Global Minimum Corporate Tax

Global Minimum Corporate Tax

Global Minimum Corporate Tax

The article talks about how the Global Minimum Corporate Tax impacts the Indian Economy 

Relevance for Prelims: Treaty Shopping, Round Tripping

Relevance for Mains: OECD Regulations, Impact of Minimum Corporation Tax

Context: Members of the European Union agreed in principle to implement a minimum tax of 15% on big businesses.

About Global Minimum Corporate Tax

Global Minimum Corporate Tax is tailored to address the low-effective rates of tax shelled out by some of the world’s biggest corporations, such as Apple, Microsoft, Meta, and Alphabet.

The majority of Global companies rely on web subsidiaries to move profits from major markets to know-tax countries (also known as Tax havens) such as the Bahamas, and the Panama Islands.

The OECD has proposed a two-pillared solution that would apply to overseas profits of multinational firms with $868 million in sales globally.

  • Pillar 1 sets out the Minimum taxes and tax rules for companies that shift their tax jurisdictions. Governments could set local corporate taxes to eliminate the advantage of shifting profits.

Pillar 2 allows countries where revenues are earned to tax 25% of the largest multi-nationals-so called excess profit which is defined as a profit of more than 10% of revenue.



Global Minimum Corporate Tax

Pic: Global Minimum Corporation Tax

Need for the Corporate tax

  • Mobilization of resources: Economies strained after the COVID-19 crisis has led many governments to want more than ever to discourage multinationals from shifting profits and tax revenues to low-tax jurisdictions regardless of the location of sales are made.
  • Apply brake on diversion of funds to tax heaven: Income from software and royalties has migrated to tax heavens, allowing companies to avoid paying higher taxes in traditional home countries.

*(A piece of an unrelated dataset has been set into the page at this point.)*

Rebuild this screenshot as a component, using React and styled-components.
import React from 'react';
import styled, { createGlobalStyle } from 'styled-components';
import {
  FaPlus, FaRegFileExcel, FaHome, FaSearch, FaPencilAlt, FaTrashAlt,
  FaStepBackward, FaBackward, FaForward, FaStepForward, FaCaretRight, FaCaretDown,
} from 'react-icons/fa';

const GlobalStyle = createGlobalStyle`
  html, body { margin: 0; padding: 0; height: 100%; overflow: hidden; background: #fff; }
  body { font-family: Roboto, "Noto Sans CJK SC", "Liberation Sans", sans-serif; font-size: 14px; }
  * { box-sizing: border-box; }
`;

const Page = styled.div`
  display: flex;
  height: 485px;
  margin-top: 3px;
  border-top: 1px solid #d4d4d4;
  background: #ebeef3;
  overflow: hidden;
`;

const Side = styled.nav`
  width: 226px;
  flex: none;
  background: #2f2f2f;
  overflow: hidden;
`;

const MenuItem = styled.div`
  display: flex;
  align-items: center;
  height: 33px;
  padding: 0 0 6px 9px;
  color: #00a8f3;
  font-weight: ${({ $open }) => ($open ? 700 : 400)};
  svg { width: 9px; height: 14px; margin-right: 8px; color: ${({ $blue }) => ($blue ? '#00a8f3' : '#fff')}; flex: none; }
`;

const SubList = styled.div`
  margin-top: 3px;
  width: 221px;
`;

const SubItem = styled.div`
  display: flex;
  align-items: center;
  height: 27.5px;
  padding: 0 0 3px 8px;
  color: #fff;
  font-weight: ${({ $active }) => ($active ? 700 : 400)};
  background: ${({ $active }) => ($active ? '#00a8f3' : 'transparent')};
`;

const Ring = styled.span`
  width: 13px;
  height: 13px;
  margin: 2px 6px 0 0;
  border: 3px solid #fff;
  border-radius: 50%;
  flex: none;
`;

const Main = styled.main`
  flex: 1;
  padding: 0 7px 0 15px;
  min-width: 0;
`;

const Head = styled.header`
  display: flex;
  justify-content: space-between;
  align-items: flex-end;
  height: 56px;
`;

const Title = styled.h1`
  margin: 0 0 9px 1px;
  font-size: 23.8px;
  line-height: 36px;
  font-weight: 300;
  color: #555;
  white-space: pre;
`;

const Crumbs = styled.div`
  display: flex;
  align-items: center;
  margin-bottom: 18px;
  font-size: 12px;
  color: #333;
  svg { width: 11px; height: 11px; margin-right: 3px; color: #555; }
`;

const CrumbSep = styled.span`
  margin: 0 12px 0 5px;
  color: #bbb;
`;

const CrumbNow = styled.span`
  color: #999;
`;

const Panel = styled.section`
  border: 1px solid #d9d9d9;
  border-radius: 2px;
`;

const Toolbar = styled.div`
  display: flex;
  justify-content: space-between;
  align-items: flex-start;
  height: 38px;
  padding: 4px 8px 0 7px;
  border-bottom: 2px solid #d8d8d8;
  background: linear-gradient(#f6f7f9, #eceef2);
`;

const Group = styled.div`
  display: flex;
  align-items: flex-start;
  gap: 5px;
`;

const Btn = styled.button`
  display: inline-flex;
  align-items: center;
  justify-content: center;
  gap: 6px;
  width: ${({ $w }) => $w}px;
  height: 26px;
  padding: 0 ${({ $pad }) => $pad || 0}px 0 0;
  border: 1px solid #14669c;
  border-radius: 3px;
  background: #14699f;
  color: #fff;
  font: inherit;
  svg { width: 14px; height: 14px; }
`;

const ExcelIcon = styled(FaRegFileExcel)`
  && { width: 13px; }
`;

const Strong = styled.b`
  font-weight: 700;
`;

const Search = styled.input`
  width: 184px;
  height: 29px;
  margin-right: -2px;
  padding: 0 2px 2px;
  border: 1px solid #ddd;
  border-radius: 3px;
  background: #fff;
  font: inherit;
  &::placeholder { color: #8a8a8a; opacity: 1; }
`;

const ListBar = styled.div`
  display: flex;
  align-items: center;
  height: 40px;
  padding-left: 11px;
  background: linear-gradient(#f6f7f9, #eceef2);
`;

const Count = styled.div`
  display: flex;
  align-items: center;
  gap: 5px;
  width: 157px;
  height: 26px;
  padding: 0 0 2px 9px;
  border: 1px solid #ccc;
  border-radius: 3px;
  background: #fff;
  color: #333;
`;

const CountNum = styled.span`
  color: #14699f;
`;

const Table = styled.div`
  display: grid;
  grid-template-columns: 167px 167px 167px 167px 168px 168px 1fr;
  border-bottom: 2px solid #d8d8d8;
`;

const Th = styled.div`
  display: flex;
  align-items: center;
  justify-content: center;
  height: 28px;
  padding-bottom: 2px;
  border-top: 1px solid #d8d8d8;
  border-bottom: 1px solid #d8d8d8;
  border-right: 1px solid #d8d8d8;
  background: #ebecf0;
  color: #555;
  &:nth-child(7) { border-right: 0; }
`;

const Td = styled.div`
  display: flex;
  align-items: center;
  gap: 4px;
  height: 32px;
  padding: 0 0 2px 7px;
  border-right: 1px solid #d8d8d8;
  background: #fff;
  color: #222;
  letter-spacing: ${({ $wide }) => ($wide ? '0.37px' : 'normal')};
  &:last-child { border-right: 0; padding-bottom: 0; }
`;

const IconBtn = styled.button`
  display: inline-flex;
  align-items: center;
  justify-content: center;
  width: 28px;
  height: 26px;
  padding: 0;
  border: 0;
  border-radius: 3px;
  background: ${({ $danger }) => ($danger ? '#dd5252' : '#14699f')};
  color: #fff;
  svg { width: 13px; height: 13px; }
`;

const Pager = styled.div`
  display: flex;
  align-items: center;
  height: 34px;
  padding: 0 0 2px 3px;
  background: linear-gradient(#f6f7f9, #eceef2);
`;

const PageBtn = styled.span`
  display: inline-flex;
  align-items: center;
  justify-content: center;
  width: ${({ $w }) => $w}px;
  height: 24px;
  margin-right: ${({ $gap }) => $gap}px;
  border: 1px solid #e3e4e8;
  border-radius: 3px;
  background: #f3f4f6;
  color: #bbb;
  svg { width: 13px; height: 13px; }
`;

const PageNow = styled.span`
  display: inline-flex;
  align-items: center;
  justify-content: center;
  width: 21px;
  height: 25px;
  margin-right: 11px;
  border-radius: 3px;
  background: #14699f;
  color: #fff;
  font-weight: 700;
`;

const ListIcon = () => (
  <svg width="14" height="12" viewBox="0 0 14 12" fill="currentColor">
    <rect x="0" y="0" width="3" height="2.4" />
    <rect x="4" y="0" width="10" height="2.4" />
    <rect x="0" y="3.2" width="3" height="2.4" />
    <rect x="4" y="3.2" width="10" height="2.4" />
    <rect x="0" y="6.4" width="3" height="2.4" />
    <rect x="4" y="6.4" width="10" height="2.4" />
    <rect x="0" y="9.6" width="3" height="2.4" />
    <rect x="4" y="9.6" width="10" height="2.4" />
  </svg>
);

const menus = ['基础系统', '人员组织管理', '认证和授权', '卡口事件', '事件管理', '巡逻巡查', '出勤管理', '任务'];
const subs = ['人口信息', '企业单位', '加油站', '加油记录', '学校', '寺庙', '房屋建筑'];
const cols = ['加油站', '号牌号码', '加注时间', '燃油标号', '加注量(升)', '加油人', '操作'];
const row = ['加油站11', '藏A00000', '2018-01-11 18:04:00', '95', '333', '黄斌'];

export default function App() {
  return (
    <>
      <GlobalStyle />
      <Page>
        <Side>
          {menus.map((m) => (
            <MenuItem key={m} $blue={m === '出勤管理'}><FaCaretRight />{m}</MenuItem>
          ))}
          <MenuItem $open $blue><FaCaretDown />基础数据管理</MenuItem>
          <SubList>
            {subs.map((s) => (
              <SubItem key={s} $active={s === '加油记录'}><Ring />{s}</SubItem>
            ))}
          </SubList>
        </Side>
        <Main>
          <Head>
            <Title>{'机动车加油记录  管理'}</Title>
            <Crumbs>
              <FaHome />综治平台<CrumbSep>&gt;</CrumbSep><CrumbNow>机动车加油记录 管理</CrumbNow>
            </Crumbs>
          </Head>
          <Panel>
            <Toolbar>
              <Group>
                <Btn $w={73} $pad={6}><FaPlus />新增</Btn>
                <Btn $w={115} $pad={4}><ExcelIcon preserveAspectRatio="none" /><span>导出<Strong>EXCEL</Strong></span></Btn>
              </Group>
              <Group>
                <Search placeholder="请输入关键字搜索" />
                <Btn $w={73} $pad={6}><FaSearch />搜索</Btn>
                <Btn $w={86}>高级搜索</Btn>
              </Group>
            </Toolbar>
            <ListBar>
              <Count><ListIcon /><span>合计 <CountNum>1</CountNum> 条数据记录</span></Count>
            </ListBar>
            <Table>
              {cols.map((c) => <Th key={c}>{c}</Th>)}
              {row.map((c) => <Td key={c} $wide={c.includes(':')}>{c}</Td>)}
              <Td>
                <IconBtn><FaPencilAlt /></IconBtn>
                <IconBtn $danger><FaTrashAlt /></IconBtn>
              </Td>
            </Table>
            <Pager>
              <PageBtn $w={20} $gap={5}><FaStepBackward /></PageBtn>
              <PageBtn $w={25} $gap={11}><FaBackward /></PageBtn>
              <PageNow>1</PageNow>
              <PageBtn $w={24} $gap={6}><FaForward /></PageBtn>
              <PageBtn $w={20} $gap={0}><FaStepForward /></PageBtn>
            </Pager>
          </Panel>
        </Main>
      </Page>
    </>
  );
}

Associated concerns with Global Minimum Corporate tax

  • Violation of sovereignty: Rights of countries are violated if a nation’s tax policies are subjected to global institutional norms.
  • Effectiveness: Many organizations such as Oxfam said the deal would not end inequality and tax havens.
  • Tax Competition: Critics of the OECD’s proposal, however, see the global minimum tax as a threat. They argue that without tax competition between governments, the world would be taxed a lot more than it is today, thus adversely affecting global economic growth.